Uit de deze week gepresenteerde ‘Verkenning naar het verminderen van de behandelduur in de jeugdzorg’ blijkt dat kortere behandeltrajecten voor kwetsbare jongeren en gezinnen nauwelijks tot besparingen leiden en dat onduidelijk is welke effecten ze hebben op de kwaliteit van de zorg. Staatssecretaris Van Ooijen van Volksgezondheid, Welzijn en Sport (VWS) hoopte op deze manier een discutabele bezuiniging van 500 miljoen euro te kunnen doorvoeren.
FNV Jeugdzorg stelt vandaag in een brief aan de Tweede Kamer dat de conclusies van de verkenning opnieuw duidelijk maken dat rücksichtslos bezuinigen op een sector die op omvallen staat kwalijk en schadelijk is.
Vandaag, exact een jaar geleden, stonden 7.000 jeugdzorgprofessionals, -experts en ervaringsdeskundigen op het Malieveld om te protesteren tegen een aangekondigde bezuiniging van 500 miljoen euro op de jeugdzorg.

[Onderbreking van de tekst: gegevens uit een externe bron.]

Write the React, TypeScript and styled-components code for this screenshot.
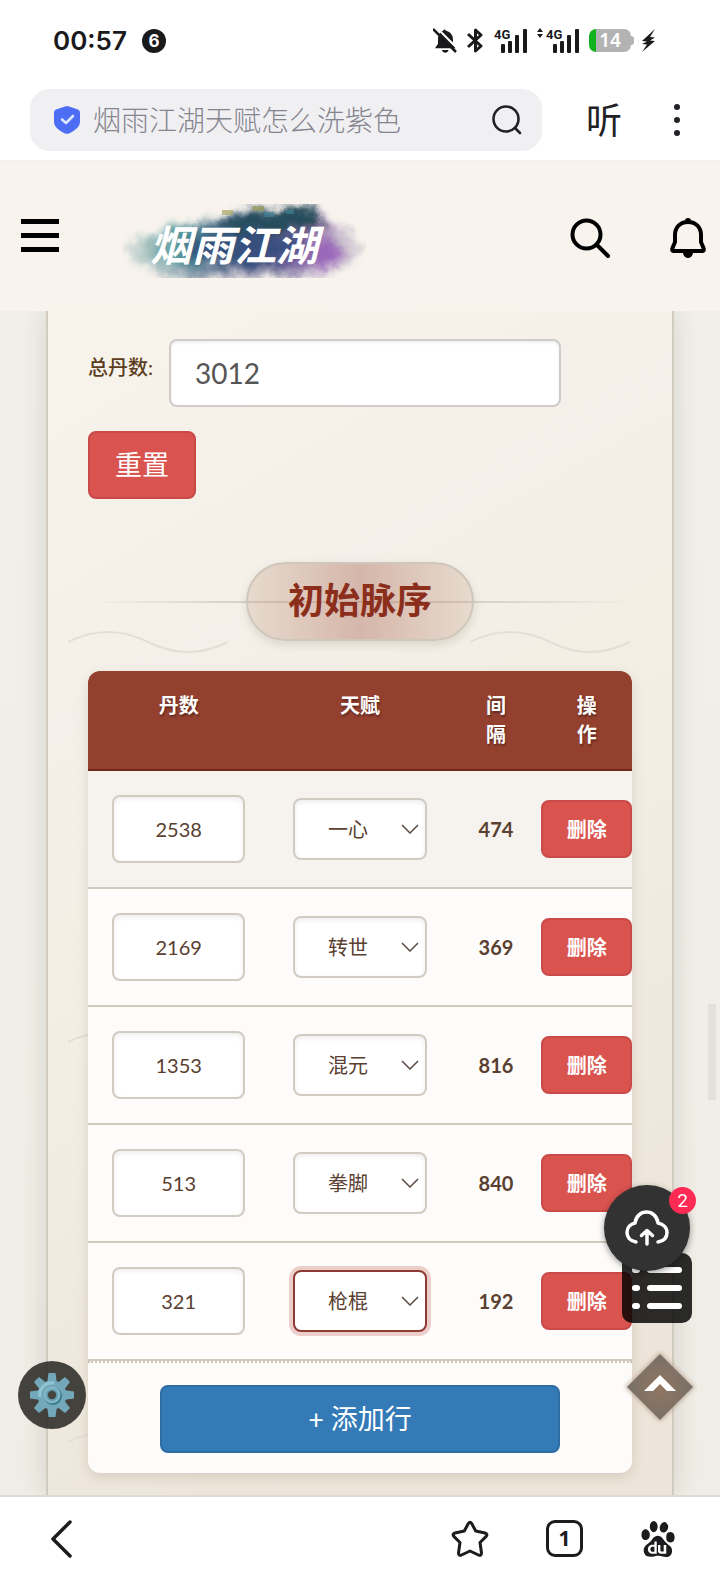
import { useState } from "react";
import styled, { createGlobalStyle, css } from "styled-components";
import { SiBaidu } from "react-icons/si";

const GlobalStyle = createGlobalStyle`
  * { box-sizing: border-box; }
  body {
    margin: 0;
    background: #efede7;
    font-family: Lato, "Noto Sans CJK SC", sans-serif;
    color: #5a4030;
  }
  button, input, select { font-family: inherit; }
  button { cursor: pointer; padding: 0; border: 0; background: none; }
  svg { display: block; }
`;

/* ── Shell ───────────────────────────────────────────── */

const Shell = styled.div`
  height: 100vh;
  display: flex;
  flex-direction: column;
  overflow: hidden;
`;

const StatusBar = styled.div`
  flex: none;
  height: 81px;
  padding: 0 64px 0 53px;
  display: flex;
  align-items: center;
  justify-content: space-between;
  background: #fff;
  color: #1a1a1c;
`;

const StatusGroup = styled.div<{ $gap: number }>`
  display: flex;
  align-items: center;
  gap: ${(p) => p.$gap}px;
`;

const Clock = styled.span`
  font: 600 26px/32px Inter, sans-serif;
`;

const NoticeCount = styled.span`
  width: 24px;
  height: 24px;
  border-radius: 50%;
  background: #1a1a1c;
  color: #fff;
  font: 700 17px/24px Inter, sans-serif;
  text-align: center;
`;

const Battery = styled.span`
  position: relative;
  width: 42px;
  height: 23px;
  border-radius: 7px;
  background: linear-gradient(90deg, #12b31f 7px, #b3b3b3 7px);
  color: #fff;
  font: 600 19px/23px "Noto Sans", sans-serif;
  text-align: center;
  &::after {
    content: "";
    position: absolute;
    left: 42px;
    top: 7px;
    width: 3px;
    height: 9px;
    border-radius: 0 3px 3px 0;
    background: #b3b3b3;
  }
`;

const AddressBar = styled.div`
  flex: none;
  height: 80px;
  padding: 8px 31px 9px 30px;
  display: flex;
  align-items: center;
  background: #fff;
  border-bottom: 1px solid #f3f0ec;
  color: #222226;
`;

const SearchPill = styled.form`
  flex: 1;
  height: 62px;
  padding: 0 20px 0 24px;
  display: flex;
  align-items: center;
  gap: 13px;
  border-radius: 20px;
  background: #f0f0f3;
`;

const SearchInput = styled.input`
  flex: 1;
  min-width: 0;
  padding: 0;
  border: 0;
  outline: 0;
  background: none;
  color: #85858f;
  font-size: 28px;
  font-weight: 300;
  line-height: 40px;
`;

const ListenButton = styled.button`
  margin: 0 43px 0 44px;
  color: #222226;
  font-size: 36px;
  line-height: 48px;
`;

const SiteHeader = styled.header`
  flex: none;
  height: 150px;
  padding: 0 14px 0 21px;
  display: flex;
  align-items: center;
  background: #f8f4ed;
`;

const LogoLink = styled.a`
  margin: 10px auto 0 63px;
`;

const HeaderButton = styled.button<{ $gap?: boolean }>`
  margin-top: 4px;
  margin-left: ${(p) => (p.$gap ? "60px" : "0")};
`;

/* ── Card ────────────────────────────────────────────── */

const Main = styled.main`
  flex: 1;
  min-height: 0;
  display: flex;
  overflow: hidden;
  padding: 0 46px;
  background: linear-gradient(180deg, #f1efe9, #efede5);
`;

const Card = styled.section`
  position: relative;
  flex: 1;
  min-width: 0;
  padding: 28px 40px 23px;
  border: solid #d2cbc0;
  border-width: 0 2px;
  background: linear-gradient(150deg, #f8f4ec 0%, #f4f0e9 28%, #f2eee2 50%, #ede5d9 85%);
  box-shadow: 0 0 24px rgba(60, 50, 40, 0.14);
`;

const WaveLayer = styled.svg`
  position: absolute;
  left: 0;
  top: 0;
  width: 100%;
  height: 100%;
  pointer-events: none;
`;

const CardBody = styled.div`
  position: relative;
`;

const FormRow = styled.div`
  display: flex;
  align-items: center;
  gap: 16px;
`;

const FieldLabel = styled.label`
  padding-bottom: 12px;
  font-size: 20px;
  font-weight: 500;
  line-height: 28px;
  white-space: nowrap;
  color: #5c3d1e;
`;

const TotalInput = styled.input`
  flex: 0 0 72%;
  min-width: 0;
  height: 68px;
  padding: 0 24px;
  border: 2px solid #d0cbcb;
  border-radius: 8px;
  background: #fff;
  box-shadow: inset 0 2px 3px rgba(0, 0, 0, 0.06);
  color: #555;
  font-size: 28px;
  outline: 0;
`;

const ActionButton = styled.button<{ $tone: "danger" | "primary" }>`
  height: 68px;
  padding: 0 25px;
  border: 2px solid ${(p) => (p.$tone === "danger" ? "#c94a48" : "#2e6da4")};
  border-radius: 8px;
  background: ${(p) => (p.$tone === "danger" ? "#d9534f" : "#337ab7")};
  color: #fff;
  font-size: 27px;
  line-height: 40px;
`;

const ResetButton = styled(ActionButton)`
  margin-top: 24px;
`;

const DeleteButton = styled(ActionButton)`
  display: block;
  width: 100%;
  height: 58px;
  padding: 0;
  font-size: 20px;
  font-weight: 700;
  line-height: 28px;
`;

const TitleRow = styled.div`
  margin: 63px 0 30px;
  display: flex;
  justify-content: center;
  background: linear-gradient(90deg, transparent, #cfc9bf 35%, #cfc9bf 65%, transparent) center / 100% 2px no-repeat;
`;

const SectionTitle = styled.h2`
  margin: 0;
  height: 79px;
  padding: 0 40px;
  border: 2px solid #cfc7bb;
  border-radius: 40px;
  background:
    linear-gradient(rgba(150, 120, 105, 0.25), rgba(150, 120, 105, 0.25)) center / 100% 2px no-repeat,
    linear-gradient(90deg, #e8dace, #d5b6aa 50%, #e8dace);
  box-shadow: 0 4px 10px rgba(80, 50, 30, 0.14);
  color: #8b2e1c;
  font-size: 36px;
  font-weight: 700;
  line-height: 73px;
`;

/* ── Table ───────────────────────────────────────────── */

const TablePanel = styled.div`
  overflow: hidden;
  border-radius: 12px;
  background: #fdfcfa;
  box-shadow: 0 4px 12px rgba(80, 60, 40, 0.14);
`;

const Table = styled.table`
  width: 100%;
  table-layout: fixed;
  border-collapse: separate;
  border-spacing: 0;
`;

const WideCol = styled.col`
  width: 33.3333%;
`;

const Th = styled.th`
  height: 100px;
  padding: 20px 28px;
  border-bottom: 2px solid #722417;
  background: #94402f;
  color: #fff;
  font-size: 20px;
  font-weight: 700;
  line-height: 29px;
  text-align: center;
  text-shadow: 1px 2px 2px rgba(0, 0, 0, 0.35);
  vertical-align: top;
`;

const Tr = styled.tr`
  &:first-child { background: #f6f3ee; }
`;

const Td = styled.td<{ $flush?: boolean }>`
  height: 118px;
  padding: ${(p) => (p.$flush ? "0" : "0 24px")};
  border-bottom: 2px solid #d0cabf;
  font-size: 20px;
  font-weight: 700;
  text-align: center;
  vertical-align: middle;
`;

const fieldBox = css`
  display: block;
  width: 100%;
  border: 2px solid #d2cbc2;
  border-radius: 8px;
  background: #fff;
  box-shadow: inset 0 2px 5px rgba(0, 0, 0, 0.08);
  color: #5a4030;
  font-size: 20px;
  outline: 0;
`;

const CountInput = styled.input`
  ${fieldBox}
  height: 68px;
  padding: 0;
  text-align: center;
`;

const SelectWrap = styled.div`
  position: relative;
`;

const TalentSelect = styled.select<{ $active: boolean }>`
  ${fieldBox}
  appearance: none;
  height: 62px;
  padding: 0 24px 0 0;
  text-align: center;
  text-align-last: center;
  ${(p) =>
    p.$active &&
    css`
      border-color: #8f3a33;
      box-shadow: 0 0 0 4px #eccfca;
    `}
`;

const SelectArrow = styled.svg`
  position: absolute;
  right: 8px;
  top: 26px;
  pointer-events: none;
`;

const TableFooter = styled.div`
  padding: 22px 72px 20px;
  border-top: 2px dotted #cfc8bc;
`;

const AddButton = styled(ActionButton)`
  display: block;
  width: 100%;
`;

/* ── Floating controls ───────────────────────────────── */

const CloudButton = styled.button`
  position: fixed;
  right: 30px;
  bottom: 311px;
  z-index: 3;
  width: 86px;
  height: 86px;
  display: grid;
  place-items: center;
  border-radius: 50%;
  background: #323232;
  box-shadow: 0 2px 6px rgba(0, 0, 0, 0.4);
`;

const CloudBadge = styled.span`
  position: absolute;
  right: -6px;
  top: 2px;
  width: 27px;
  height: 27px;
  border-radius: 50%;
  background: #ff2b55;
  color: #fff;
  font: 400 19px/27px Roboto, sans-serif;
  text-align: center;
`;

const ListButton = styled.button`
  position: fixed;
  right: 28px;
  bottom: 259px;
  z-index: 2;
  width: 70px;
  height: 70px;
  display: grid;
  place-items: center;
  border-radius: 10px;
  background: rgba(0, 0, 0, 0.82);
`;

const TopButton = styled.button`
  position: fixed;
  right: 23px;
  bottom: 158px;
  z-index: 2;
`;

const GearButton = styled.button`
  position: fixed;
  left: 18px;
  bottom: 153px;
  z-index: 2;
  width: 68px;
  height: 68px;
  display: grid;
  place-items: center;
  border-radius: 50%;
  background: rgba(35, 33, 30, 0.84);
`;

const ScrollThumb = styled.div`
  position: fixed;
  right: 4px;
  top: 1004px;
  width: 8px;
  height: 96px;
  background: #e4e1dd;
`;

/* ── Bottom bar ──────────────────────────────────────── */

const BottomBar = styled.nav`
  flex: none;
  height: 87px;
  padding: 0 44px 2px 50px;
  display: flex;
  align-items: center;
  gap: 57px;
  border-top: 2px solid #dddbd8;
  background: #fff;
  color: #1c1c1f;
`;

const NavButton = styled.button<{ $push?: boolean }>`
  color: inherit;
  ${(p) => p.$push && "margin-right: auto;"}
`;

const TabCount = styled.button`
  width: 37px;
  height: 37px;
  border: 3px solid #1c1c1f;
  border-radius: 9px;
  color: #1c1c1f;
  font: 700 21px/31px "Noto Sans", sans-serif;
`;

/* ── Drawings ────────────────────────────────────────── */

function BellOffIcon() {
  return (
    <svg width="24" height="25" viewBox="0 0 24 25" fill="#1a1a1c">
      <path d="M11 1.500a2 2 0 0 1 2 1.300c4.500 1 7 4.400 7 9v4l3 4.500H2l3-4.500v-4c0-4.600 2-8 5-9z" />
      <path d="M9 22h6.500c-.5 3.500-6 3.500-6.500 0z" />
      <path d="M2-2 26 22" stroke="#fff" strokeWidth="2" />
      <path d="M0 1 23 24" stroke="#1a1a1c" strokeWidth="2.500" />
    </svg>
  );
}

function BluetoothIcon() {
  return (
    <svg width="16" height="25" viewBox="0 0 16 25" fill="none" stroke="#1a1a1c" strokeWidth="3" strokeLinejoin="round">
      <path d="M1 6 14 18 8.500 23V2l5.500 5L1 19" />
    </svg>
  );
}

function SignalIcon({ arrows }: { arrows?: boolean }) {
  return (
    <svg width={arrows ? 42 : 34} height="31" viewBox={arrows ? "-9 -3 42 31" : "-1 -3 34 31"} fill="#1a1a1c">
      {arrows && <path d="M-9 4 L-6 0 L-3 4z M-9 6 L-6 10 L-3 6z" />}
      <text x="0" y="11" fontFamily="Roboto, sans-serif" fontSize="13" fontWeight="700">4G</text>
      <rect x="7" y="16" width="4" height="9" rx="1" />
      <rect x="14" y="13" width="4" height="12" rx="1" />
      <rect x="21" y="7" width="4" height="18" rx="1" />
      <rect x="29" y="1" width="4" height="24" rx="1" />
    </svg>
  );
}

function BoltIcon() {
  return (
    <svg width="15" height="25" viewBox="0 0 15 25" fill="#1a1a1c">
      <path d="M14 1 1 13l5 .500L1 16l5 .500L1 24l13-11-5-.500 5-3-5-.500z" />
    </svg>
  );
}

function ShieldIcon() {
  return (
    <svg width="26" height="28" viewBox="0 0 26 28" fill="none">
      <path d="M13 0q1 0 2 .4l9 3.200q2 .8 2 3v9c0 5-4 8.400-10.500 11.700q-2.500 1-5 0C4 24 0 20.600 0 15.600v-9q0-2.200 2-3L11 .4Q12 0 13 0z" fill="#4d6df5" />
      <path d="m8 13.500 4 3.500 7-7" stroke="#dbe8ff" strokeWidth="2.600" strokeLinecap="round" strokeLinejoin="round" />
    </svg>
  );
}

function Logo() {
  return (
    <svg width="244" height="74" viewBox="0 0 244 74" role="img" aria-label="烟雨江湖">
      <defs>
        <filter id="ink" x="-20%" y="-30%" width="140%" height="160%">
          <feTurbulence type="fractalNoise" baseFrequency="0.05" numOctaves="5" seed="8" result="n" />
          <feGaussianBlur in="SourceGraphic" stdDeviation="4" result="b" />
          <feDisplacementMap in="b" in2="n" scale="20" xChannelSelector="R" yChannelSelector="G" />
        </filter>
        <linearGradient id="wash" x1="0" x2="1">
          <stop offset="0" stopColor="#b5c4c4" />
          <stop offset="0.180" stopColor="#4a9496" />
          <stop offset="0.400" stopColor="#355a7d" />
          <stop offset="0.650" stopColor="#4b4f86" />
          <stop offset="0.820" stopColor="#8a62ab" />
          <stop offset="1" stopColor="#c4bfc6" />
        </linearGradient>
      </defs>
      <g filter="url(#ink)">
        <path d="M2 46 22 30 74 18 124 4 196 2 214 18 242 44 226 62 196 74 50 76 16 60z" fill="url(#wash)" opacity="0.500" />
        <path d="M18 44 44 28 84 20 130 6 188 4 206 20 222 40 212 58 180 66 60 64 30 54z" fill="url(#wash)" opacity="0.850" />
        <path d="M90 22 130 6 192 2 204 20 176 28 110 28z" fill="#264e5c" />
        <ellipse cx="125" cy="44" rx="62" ry="16" fill="#2f4b79" opacity="0.750" />
        <ellipse cx="204" cy="50" rx="14" ry="14" fill="#9659bb" opacity="0.700" />
        <ellipse cx="100" cy="68" rx="76" ry="4" fill="#a39fb8" opacity="0.600" />
      </g>
      <path d="M100 6h11v5h-11zM130 2h12v5h-12z" fill="#9d994b" opacity="0.600" />
      <path d="M142 8h10v5h-10zM164 6h8v4h-8z" fill="#417d96" opacity="0.700" />
      <text x="28" y="57" fill="#fff" fontFamily="'Noto Sans CJK SC', sans-serif" fontSize="42" fontWeight="700" fontStyle="italic">
        烟雨江湖
      </text>
    </svg>
  );
}

function GearIcon() {
  return (
    <svg width="44" height="44" viewBox="-22 -22 44 44">
      <g fill="#73a8ba">
        {[0, 45, 90, 135, 180, 225, 270, 315].map((a) => (
          <path key={a} d="M-5-11-3.500-22h7L5-11z" transform={`rotate(${a})`} />
        ))}
        <circle r="14.500" />
      </g>
      <path d="M-12 2A12 12 0 0 1 2-12" fill="none" stroke="#91c4d3" strokeWidth="3" />
      <circle cx="1" cy="1" r="9" fill="#35788e" />
      <circle r="8.500" fill="#82b5c5" />
      <circle r="6" fill="#639cae" />
      <circle r="4.200" fill="#45443f" />
    </svg>
  );
}

/* ── Data ────────────────────────────────────────────── */

interface TalentRow {
  count: number;
  talent: string;
  gap: number;
}

const TALENTS = ["一心", "转世", "混元", "拳脚", "枪棍"];

const INITIAL_ROWS: TalentRow[] = [
  { count: 2538, talent: "一心", gap: 474 },
  { count: 2169, talent: "转世", gap: 369 },
  { count: 1353, talent: "混元", gap: 816 },
  { count: 513, talent: "拳脚", gap: 840 },
  { count: 321, talent: "枪棍", gap: 192 },
];

/* ── Page ────────────────────────────────────────────── */

export default function App() {
  const [rows, setRows] = useState(INITIAL_ROWS);
  const [active, setActive] = useState(4);

  const update = (index: number, patch: Partial<TalentRow>) =>
    setRows(rows.map((r, i) => (i === index ? { ...r, ...patch } : r)));

  return (
    <Shell>
      <GlobalStyle />
      <StatusBar>
        <StatusGroup $gap={15}>
          <Clock>00:57</Clock>
          <NoticeCount>6</NoticeCount>
        </StatusGroup>
        <StatusGroup $gap={10}>
          <BellOffIcon />
          <BluetoothIcon />
          <SignalIcon />
          <SignalIcon arrows />
          <Battery>14</Battery>
          <BoltIcon />
        </StatusGroup>
      </StatusBar>

      <AddressBar>
        <SearchPill>
          <ShieldIcon />
          <SearchInput aria-label="搜索" defaultValue="烟雨江湖天赋怎么洗紫色" />
          <button type="button" aria-label="搜索">
            <svg width="30" height="30" viewBox="0 0 30 30" fill="none" stroke="#222226" strokeWidth="2.600" strokeLinecap="round">
              <circle cx="14" cy="14" r="12.500" />
              <path d="m23 23 5 5" />
            </svg>
          </button>
        </SearchPill>
        <ListenButton>听</ListenButton>
        <button aria-label="更多">
          <svg width="24" height="34" viewBox="0 0 24 34" fill="#222226">
            <circle cx="12" cy="4" r="3" />
            <circle cx="12" cy="17" r="3" />
            <circle cx="12" cy="30" r="3" />
          </svg>
        </button>
      </AddressBar>

      <SiteHeader>
        <button aria-label="菜单">
          <svg width="38" height="40" viewBox="0 0 38 40" fill="#000">
            <path d="M0 3h38v5H0zM0 17h38v5H0zM0 31h38v5H0z" />
          </svg>
        </button>
        <LogoLink href="#">
          <Logo />
        </LogoLink>
        <HeaderButton aria-label="站内搜索">
          <svg width="40" height="40" viewBox="0 0 40 40" fill="none" stroke="#000" strokeWidth="4" strokeLinecap="round">
            <circle cx="16.500" cy="16.500" r="14" />
            <path d="M27 27 38 38" />
          </svg>
        </HeaderButton>
        <HeaderButton $gap aria-label="通知">
          <svg width="36" height="40" viewBox="0 0 36 40" fill="none" stroke="#000" strokeWidth="4" strokeLinejoin="round">
            <path d="M18 4C10 4 5 9.500 5 17v7L2.500 30Q1.500 33 4 33h28q2.500 0 1.500-3L31 24v-7C31 9.500 26 4 18 4z" />
            <circle cx="18" cy="3" r="3" fill="#000" stroke="none" />
            <path d="M13 34h10c0 8-10 8-10 0z" fill="#000" stroke="none" />
          </svg>
        </HeaderButton>
      </SiteHeader>

      <Main>
        <Card>
          <WaveLayer aria-hidden="true">
            <defs>
              <pattern id="waves" width="402" height="400" patternUnits="userSpaceOnUse">
                <path d="M20 331Q60 311 100 331T180 331" fill="none" stroke="#e4dfd6" strokeWidth="2" />
              </pattern>
            </defs>
            <rect width="100%" height="100%" fill="url(#waves)" />
          </WaveLayer>
          <CardBody>
            <FormRow>
              <FieldLabel htmlFor="total">总丹数:</FieldLabel>
              <TotalInput id="total" defaultValue="3012" />
            </FormRow>
            <ResetButton $tone="danger" onClick={() => setRows(INITIAL_ROWS)}>重置</ResetButton>

            <TitleRow>
              <SectionTitle>初始脉序</SectionTitle>
            </TitleRow>

            <TablePanel>
              <Table>
                <colgroup>
                  <WideCol />
                  <WideCol />
                  <col />
                  <col />
                </colgroup>
                <thead>
                  <tr>
                    <Th>丹数</Th>
                    <Th>天赋</Th>
                    <Th>间隔</Th>
                    <Th>操作</Th>
                  </tr>
                </thead>
                <tbody>
                  {rows.map((row, i) => (
                    <Tr key={i}>
                      <Td>
                        <CountInput
                          aria-label="丹数"
                          value={row.count}
                          onChange={(e) => update(i, { count: Number(e.target.value) || 0 })}
                        />
                      </Td>
                      <Td>
                        <SelectWrap>
                          <TalentSelect
                            aria-label="天赋"
                            $active={active === i}
                            value={row.talent}
                            onFocus={() => setActive(i)}
                            onChange={(e) => update(i, { talent: e.target.value })}
                          >
                            {TALENTS.map((t) => <option key={t}>{t}</option>)}
                          </TalentSelect>
                          <SelectArrow width="18" height="10" viewBox="0 0 18 10" fill="none" stroke="#5a4a40" strokeWidth="1.500">
                            <path d="m1 1 8 8 8-8" />
                          </SelectArrow>
                        </SelectWrap>
                      </Td>
                      <Td $flush>{row.gap}</Td>
                      <Td $flush>
                        <DeleteButton $tone="danger" onClick={() => setRows(rows.filter((_, n) => n !== i))}>
                          删除
                        </DeleteButton>
                      </Td>
                    </Tr>
                  ))}
                </tbody>
              </Table>
              <TableFooter>
                <AddButton $tone="primary" onClick={() => setRows([...rows, { count: 0, talent: "一心", gap: 0 }])}>
                  + 添加行
                </AddButton>
              </TableFooter>
            </TablePanel>
          </CardBody>
        </Card>
      </Main>

      <ScrollThumb />
      <CloudButton aria-label="上传">
        <svg width="44" height="36" viewBox="0 0 44 36" fill="none" stroke="#fff" strokeWidth="3.500" strokeLinecap="round" strokeLinejoin="round">
          <path d="M11 32C5 31 2 27 2 22.500c0-5 3.500-8.500 8-9.500C11 6 16 2 21.500 2S32 6 33 13c5 1 9 4.500 9 9.500S39 31 33 32" />
          <path d="M22 34V21M16.500 25.500 22 20.500l5.500 5" />
        </svg>
        <CloudBadge>2</CloudBadge>
      </CloudButton>
      <ListButton aria-label="目录">
        <svg width="50" height="42" viewBox="0 0 50 42" fill="#fff">
          {[0, 18, 36].map((y) => (
            <g key={y}>
              <rect x="0" y={y} width="8" height="6" rx="3" />
              <rect x="15" y={y} width="35" height="6" rx="3" />
            </g>
          ))}
        </svg>
      </ListButton>
      <TopButton aria-label="返回顶部">
        <svg width="74" height="74" viewBox="0 0 74 74">
          <defs>
            <filter id="soft"><feGaussianBlur stdDeviation="2" /></filter>
            <radialGradient id="warm">
              <stop offset="0" stopColor="#92765f" />
              <stop offset="1" stopColor="#777069" />
            </radialGradient>
          </defs>
          <path d="M37 2 72 37 37 72 2 37z" fill="#b49a87" filter="url(#soft)" opacity="0.700" />
          <path d="M37 4 70 37 37 70 4 37z" fill="url(#warm)" />
          <path d="M37 25 53 41H44l-7-7-7 7h-9z" fill="#fff" />
        </svg>
      </TopButton>
      <GearButton aria-label="设置">
        <GearIcon />
      </GearButton>

      <BottomBar>
        <NavButton $push aria-label="返回">
          <svg width="24" height="38" viewBox="0 0 24 38" fill="none" stroke="currentColor" strokeWidth="3.500" strokeLinecap="round" strokeLinejoin="round">
            <path d="M20 2 3 19l17 17" />
          </svg>
        </NavButton>
        <NavButton aria-label="收藏">
          <svg width="38" height="38" viewBox="0 0 38 38" fill="none" stroke="currentColor" strokeWidth="3" strokeLinejoin="round">
            <path d="M17.300 3.500q1.700-2.500 3.400 0l4 7.500 9.300 2q3 1 1.200 3.400L29 22.500l1.500 10.500q0 3-3 2L19 31l-8.500 4q-3 1-3-2L9 22.500l-6.200-6.100Q1 14 4 13l9.300-2z" />
          </svg>
        </NavButton>
        <TabCount aria-label="标签页">1</TabCount>
        <NavButton aria-label="百度首页">
          <SiBaidu size={36} />
        </NavButton>
      </BottomBar>
    </Shell>
  );
}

Die komt bovenop een bezuiniging van 1 miljard euro die de alsmaar vertraagde hervorming van de sector moet opleveren. Dat maakt dit de grootste bezuiniging op de jeugdzorg ooit. Maaike van der Aar, bestuurder FNV Jeugdzorg: ‘En dat terwijl het personeelstekort enorm is, de werkdruk gigantisch en de wachtlijsten steeds verder oplopen. Met alle, soms fatale, gevolgen van dien.’
Een plan om die besparing te realiseren was er niet, en is er nog steeds niet. Een richting wel. Zo liet staatssecretaris Van Ooijen weten dat onder meer een eigen bijdrage voor gezinnen en het verkorten van de behandelduur tot de mogelijkheden behoren. De sector is faliekant tegen beide richtingen, omdat het de pijn eenzijdig neerlegt bij medewerkers en gezinnen. Het druist volgens hen in tegen de beroepscode. Die conclusie werd vorig jaar kracht bijgezet door een petitie die door ruim 9.000 jeugdzorgmedewerkers is ondertekend en uit de massale protestmanifestatie op het Malieveld van een jaar geleden.
Uit de deze week gepresenteerde ‘Verkenning naar het verminderen van de behandelduur in de jeugdzorg’ blijkt dat het verkorten van de behandelduur gemakkelijker gezegd is dan gedaan. Op bijna geen enkele onderzochte maatregel blijkt een significante besparing te behalen of er is onvoldoende onderbouwing om daar vanuit te kunnen gaan. Van der Aar: ‘We gaan daarom niet mee in het verder verschralen van gegeven zorg. Medewerkers willen niet nog verder inleveren op kwaliteit, tijd en aandacht, de eigen gezondheid en werkplezier. Dit wordt de afgelopen jaren al veelvuldig gedaan; via budgetplafonds, scherpere beschikkingen, minder uren en minder geld voor de geleverde minuten en het opvangen van zieke of vertrokken collega’s.’
De FNV heeft samen met Stichting Beroepseer en talloze andere organisaties en stakeholders in de jeugdzorg een plan geschreven dat wel tot verbeteringen én besparingen leidt. Deze aanbevelingen staan in het rapport ‘De Jeugdsprong’ en worden door de sector in hun volledige breedte ondersteund. Van der Aar: ‘Maar de staatssecretaris luistert nog altijd liever niet naar de sector zelf en zoekt naar argumenten om zijn eigen ideeën door te kunnen voeren. De mensen die het werk daadwerkelijk uitvoeren nemen ondertussen noodgedwongen steeds meer zelf de regie over hun werkzaamheden. Zij zeggen: liever minder gezinnen goed helpen, dan veel gezinnen half.’